MR. SIMEON: Yes, Judge. Withdrawn.
THE COURT: No. Forget withdrawn,
Counselor. You moved to admit it and the
Court denied admitting it into evidence. Then
you deliberately went and asked a questionusing the information from that, which is not
only improper, unethical, but also in flagrant
violation of what the Court ruled. I'm at my
wit's end.
(Emphasis added.) Defendant contends that the judge's
unnecessarily harsh criticisms of Mr. Simeon in the presence of the
jury may have (1) prejudiced the jury against defendant, and (2)

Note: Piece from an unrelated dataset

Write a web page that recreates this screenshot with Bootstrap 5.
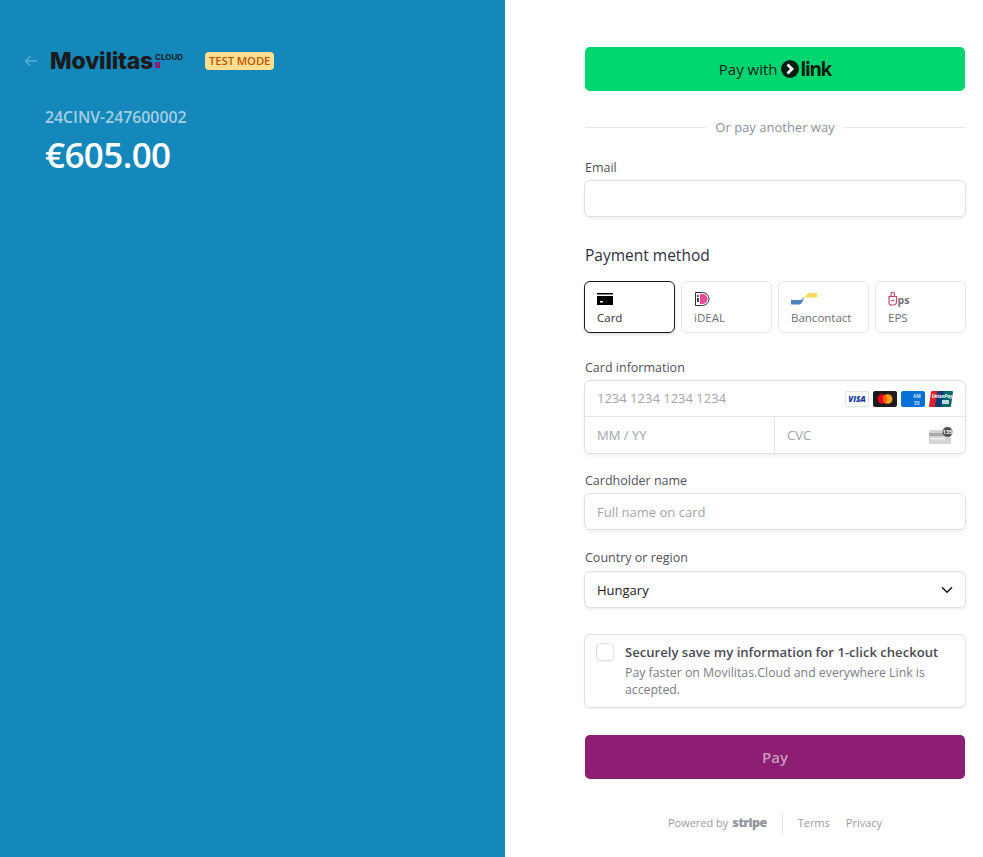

given the jury the impression that defense counsel was not
trustworthy or ethical. With respect to defendant's contentions on
all three incidents, we agree.
It is fundamental to due process that every defendant be tried
before an impartial judge and an unprejudiced jury in an
atmosphere of judicial calm. State v. Carter, 233 N.C. 581, 583,
65 S.E.2d 9, 10 (1951) (emphasis added). While we recognize that
a trial judge may be justified in verbally reprimanding counsel for
certain actions, care should be taken to conduct such reprimands
outside the presence of the jury to ensure the court does not
prejudice the jury against defendant. When all the incidents
raised by defendant, particularly the three cited above, are viewed
in light of their cumulative effect upon the jury, we are compelled
to hold that the atmosphere of the trial was tainted by the trial
judge's comments to the detriment of defendant. We feel certain
the learned trial judge did not intend to prejudice the defense or
in any manner belittle defense counsel; however, when these
inadvertences occur, they must be corrected, as they could have
conveyed to the jury the impression of judicial leaning. State v.
Hewitt, 19 N.C. App. 666, 669, 199 S.E.2d 695, 697 (1973).
Accordingly, defendant is entitled to a new trial. This Court
need not consider defendant's remaining assignments of error as
they may not recur. Id. New trial.
Judges TIMMONS-GOODSON and ELMORE concur.